Capitalist Superheroes: Caped Crusaders in the Neoliberal Age by Dan Hassler-Forest
I don’t pretend I’m in love with the superhero film genre. As much as I love the comic books I grew up reading and still love to read today, the films never sit quite well with me. Author and critic Dan Hassler-Forest details the underlying ideology presented in modern superhero movies and how it only reinforces capitalist patriarchal hegemony. Hassler-Forest argues that these are merely an extension of the same blind patriotism seen in the Stallone and Schwarzenegger movies of the 1980s. Instead of being expressly American, due to a growing global audience, specifically China, these movies are couched around post-9-11 ideology.
Hassler-Forest states that the American reactions to the events of 9-11 were couched in a perception shaped by decades of mass media. The attacks were not a jarring moment that led to deep introspection about the adverse effects of American foreign policy. Instead, we slipped into revenge fantasies, and our confrontation with the Real was reduced into something digestible in terms of good vs. evil. This is also due to a lack of historicity led by global corporations who see a mass understanding of the roots of strife and suffering as prohibitive to their bottom lines. If we understand that Coca-Cola funded death squads Colombia to exert direct control over resources for their products.
The section on The Dark Knight argues that the film pretty blatantly poses an apologia for surveillance culture and deregulation. The most obvious instance is that Batman is justified in using an illegal network to spy through the devices of Gotham’s citizens. Lucius Fox is given the chastizing speech against this but still complies with the ideas because it’s only a one-time thing. There’s no difference between this justification and the instances on Fox’s 24, where Jack Bauer poses the ticking time bomb metaphor to excuse his torture of Middle Eastern people.
Superheroes are a perfect vessel for corporate ideology as they are immediately branded, simple symbols emblazoned across their chests. Diversity, within these terms, serves not to raise up the voices of the marginalized but rather to coopt their image and transform it into a palatable product for consumption. Black Panther had to include a heroic white American CIA agent as a supporting protagonist. The villain, in turn, was a sympathetic character who, while misguided due to personal loss and trauma, made strong points about the nature of hegemony on black bodies.

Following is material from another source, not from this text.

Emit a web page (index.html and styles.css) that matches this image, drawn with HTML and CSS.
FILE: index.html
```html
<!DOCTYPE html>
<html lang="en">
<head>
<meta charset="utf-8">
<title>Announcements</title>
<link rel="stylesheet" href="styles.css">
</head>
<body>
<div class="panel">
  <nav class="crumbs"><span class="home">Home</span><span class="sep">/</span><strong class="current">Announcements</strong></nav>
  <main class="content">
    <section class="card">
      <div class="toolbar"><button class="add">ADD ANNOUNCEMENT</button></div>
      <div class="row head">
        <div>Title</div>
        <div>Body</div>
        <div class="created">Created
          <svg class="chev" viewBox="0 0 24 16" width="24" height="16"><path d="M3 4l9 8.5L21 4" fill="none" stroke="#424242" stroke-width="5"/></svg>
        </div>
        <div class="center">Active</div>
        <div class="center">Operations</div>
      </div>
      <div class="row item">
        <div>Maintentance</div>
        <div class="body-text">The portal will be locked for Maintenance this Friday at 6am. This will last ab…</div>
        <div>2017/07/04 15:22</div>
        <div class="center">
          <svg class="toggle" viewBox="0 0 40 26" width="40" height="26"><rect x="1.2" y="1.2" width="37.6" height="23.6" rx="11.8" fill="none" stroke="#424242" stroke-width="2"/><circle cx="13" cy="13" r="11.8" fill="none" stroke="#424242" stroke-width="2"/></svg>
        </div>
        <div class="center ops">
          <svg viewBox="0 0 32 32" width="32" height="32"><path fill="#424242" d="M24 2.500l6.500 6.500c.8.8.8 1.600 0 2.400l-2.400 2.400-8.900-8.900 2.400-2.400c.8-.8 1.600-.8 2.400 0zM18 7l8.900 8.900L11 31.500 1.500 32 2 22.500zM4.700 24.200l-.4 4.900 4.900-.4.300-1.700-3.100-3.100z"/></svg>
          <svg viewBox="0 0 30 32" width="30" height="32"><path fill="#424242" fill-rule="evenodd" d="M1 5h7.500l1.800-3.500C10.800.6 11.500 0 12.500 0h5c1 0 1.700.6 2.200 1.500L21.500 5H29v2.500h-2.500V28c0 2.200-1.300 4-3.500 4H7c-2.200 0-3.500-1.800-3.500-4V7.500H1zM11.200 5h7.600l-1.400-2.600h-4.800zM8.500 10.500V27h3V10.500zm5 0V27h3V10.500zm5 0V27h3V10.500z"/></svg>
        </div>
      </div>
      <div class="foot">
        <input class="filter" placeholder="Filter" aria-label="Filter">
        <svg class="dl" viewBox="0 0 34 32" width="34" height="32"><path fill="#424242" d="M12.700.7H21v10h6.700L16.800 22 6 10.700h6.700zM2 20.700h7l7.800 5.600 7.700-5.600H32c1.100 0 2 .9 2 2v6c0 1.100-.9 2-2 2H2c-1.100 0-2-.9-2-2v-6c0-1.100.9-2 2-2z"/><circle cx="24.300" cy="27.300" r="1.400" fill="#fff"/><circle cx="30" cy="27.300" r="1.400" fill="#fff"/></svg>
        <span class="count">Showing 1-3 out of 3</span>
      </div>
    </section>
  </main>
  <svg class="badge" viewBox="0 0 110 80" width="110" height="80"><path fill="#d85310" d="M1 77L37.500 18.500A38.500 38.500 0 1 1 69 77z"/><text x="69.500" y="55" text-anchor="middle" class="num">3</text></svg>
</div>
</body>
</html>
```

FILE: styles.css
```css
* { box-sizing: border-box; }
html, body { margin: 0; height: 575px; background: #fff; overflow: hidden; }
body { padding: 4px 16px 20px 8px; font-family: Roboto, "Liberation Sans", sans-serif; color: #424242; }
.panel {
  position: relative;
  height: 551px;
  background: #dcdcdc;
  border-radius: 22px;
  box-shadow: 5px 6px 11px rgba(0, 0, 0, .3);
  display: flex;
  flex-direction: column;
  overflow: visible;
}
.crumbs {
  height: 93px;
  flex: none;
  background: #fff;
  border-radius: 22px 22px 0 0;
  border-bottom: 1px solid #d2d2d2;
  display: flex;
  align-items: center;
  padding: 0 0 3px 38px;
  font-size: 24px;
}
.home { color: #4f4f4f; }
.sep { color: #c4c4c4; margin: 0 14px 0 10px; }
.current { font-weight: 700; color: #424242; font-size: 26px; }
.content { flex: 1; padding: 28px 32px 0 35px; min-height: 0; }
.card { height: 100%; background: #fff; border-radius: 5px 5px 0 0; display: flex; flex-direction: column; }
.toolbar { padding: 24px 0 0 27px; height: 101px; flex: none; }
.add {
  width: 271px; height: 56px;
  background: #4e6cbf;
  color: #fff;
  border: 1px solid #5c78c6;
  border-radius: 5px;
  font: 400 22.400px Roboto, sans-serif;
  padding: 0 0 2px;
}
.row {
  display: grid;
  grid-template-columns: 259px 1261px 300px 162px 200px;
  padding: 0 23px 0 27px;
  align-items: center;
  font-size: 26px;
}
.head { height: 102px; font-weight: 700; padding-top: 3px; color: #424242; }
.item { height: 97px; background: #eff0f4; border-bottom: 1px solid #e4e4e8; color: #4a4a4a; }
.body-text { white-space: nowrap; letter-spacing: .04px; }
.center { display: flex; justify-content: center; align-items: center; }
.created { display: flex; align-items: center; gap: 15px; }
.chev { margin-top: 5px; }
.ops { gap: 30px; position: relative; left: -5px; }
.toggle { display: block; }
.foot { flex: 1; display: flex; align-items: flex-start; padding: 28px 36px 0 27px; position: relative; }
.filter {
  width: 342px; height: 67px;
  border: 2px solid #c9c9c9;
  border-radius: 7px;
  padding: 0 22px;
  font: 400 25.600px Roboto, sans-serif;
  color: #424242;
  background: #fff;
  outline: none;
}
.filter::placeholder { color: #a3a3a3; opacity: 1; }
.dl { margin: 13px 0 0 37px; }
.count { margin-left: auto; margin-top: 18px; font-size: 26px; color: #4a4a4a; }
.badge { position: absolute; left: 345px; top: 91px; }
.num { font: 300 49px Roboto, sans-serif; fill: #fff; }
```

This erasure of the Real in favor of Hyperreality exists outside of superhero films. I have seen it plastered across the current American Democratic primary election where Twitter posts seek to determine which House in Hogwarts a candidate would be in or present candidates as members of the Avengers. I see why people do this, but it’s troubling when the level of discourse isn’t rising above this more. Hassler-Forest states that postmodern popular culture’s purpose is to “sever the public’s activity connection with history.” Events we experience seems to exist outside a continuum of past actions. It’s a dangerous path to travel down but so alluring & comfortable.

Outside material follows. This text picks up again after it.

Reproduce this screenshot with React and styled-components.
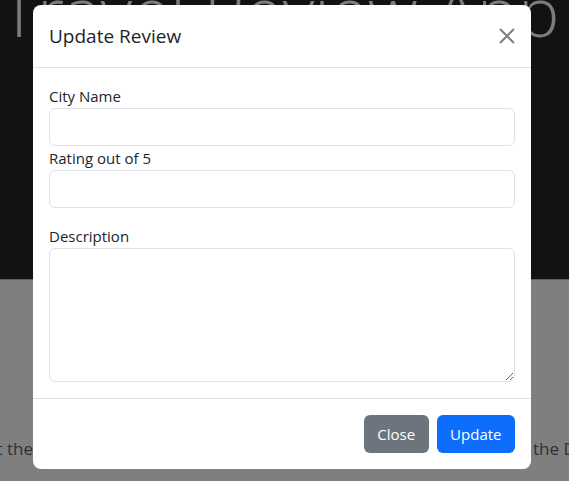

You Know You Want This: Stories by Kristen Roupenian
The marquee story in this fantastic collection is “Cat Person,” the account of a messy relationship between Margot, a college student, and Robert, an older man who often comes to the movie theater where she works. She’s at a transitional point in her life, trying to figure out what she wants, one of those being what she needs from a relationship. Robert remains an inexplicable enigma throughout the story, becoming the anti-thesis of the Manic Pixie Dream Girl archetype. A Sluggish Affable Man Child? The story’s conclusion reveals the underlying tension that could have been missed throughout. It’s easy to see the tale as an awkward relationship that never amounted to much, but the blade of the ending cuts through all of that and elevates this as a story of extreme relevancy.

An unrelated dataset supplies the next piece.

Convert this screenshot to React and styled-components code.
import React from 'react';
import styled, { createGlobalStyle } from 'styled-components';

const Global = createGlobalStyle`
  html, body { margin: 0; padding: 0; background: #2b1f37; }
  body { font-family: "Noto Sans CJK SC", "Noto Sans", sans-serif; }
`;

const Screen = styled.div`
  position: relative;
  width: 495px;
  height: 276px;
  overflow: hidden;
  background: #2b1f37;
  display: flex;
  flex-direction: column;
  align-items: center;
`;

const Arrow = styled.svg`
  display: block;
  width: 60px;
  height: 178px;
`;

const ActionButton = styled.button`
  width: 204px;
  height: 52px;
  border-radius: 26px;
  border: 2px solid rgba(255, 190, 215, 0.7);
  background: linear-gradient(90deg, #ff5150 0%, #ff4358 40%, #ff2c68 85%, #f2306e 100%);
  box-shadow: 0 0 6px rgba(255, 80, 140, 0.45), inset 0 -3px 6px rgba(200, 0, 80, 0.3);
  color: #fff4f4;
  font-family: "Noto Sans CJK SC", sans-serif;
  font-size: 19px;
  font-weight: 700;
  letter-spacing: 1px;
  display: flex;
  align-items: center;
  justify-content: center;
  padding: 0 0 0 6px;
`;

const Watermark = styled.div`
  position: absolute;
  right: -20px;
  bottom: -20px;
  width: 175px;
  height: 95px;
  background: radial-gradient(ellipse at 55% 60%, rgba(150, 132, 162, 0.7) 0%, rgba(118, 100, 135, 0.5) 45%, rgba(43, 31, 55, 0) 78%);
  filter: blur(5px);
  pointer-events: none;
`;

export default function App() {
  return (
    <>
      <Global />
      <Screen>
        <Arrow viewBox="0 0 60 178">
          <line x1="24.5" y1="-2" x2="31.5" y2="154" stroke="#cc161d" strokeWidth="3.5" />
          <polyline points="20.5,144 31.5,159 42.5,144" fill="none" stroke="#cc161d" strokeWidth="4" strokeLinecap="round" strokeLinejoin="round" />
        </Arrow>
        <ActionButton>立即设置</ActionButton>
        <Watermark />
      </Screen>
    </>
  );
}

Author Kristen Roupenian has penned a collection of contemporary feminist horror stories. The tone and styles are varied so that each entry feels fresh and unique. “The Mirror, The Bucket, and the Old Thigh Bone” is told like a traditional European fairy tale but degenerates in the most lovely of ways to a twisted allegory on obsessive love. “The Boy in the Pool” is about a woman uncomfortable with the ways her childhood friends have grown apart from her. To reunite them in a shared sense of nostalgia, she attempts to find the sex symbol from a film they repeatedly watched as teenagers. Her goal is to have this man show up at one of the friend’s bachelorette party but doesn’t seem to know what should come next. “Scarred”’s narrator discovers a book of spells and ends of conjuring a man into existence but struggles to figure out what to do with him. “Biter” is a hilarious dark comedy about a woman who has fought an urge to sink her teeth into everyone since she was a child. When she becomes aware of a workplace tryst between coworkers, the woman sees an opportunity to indulge in her desires.
You Know You Want This sets the bar for my fiction reading this year very high, much like 2019’s Friday Black by Nana Kwame Adjei-Brenyah. If you are in the mood for a short story collection that doesn’t have a single week entry, you should check this book out.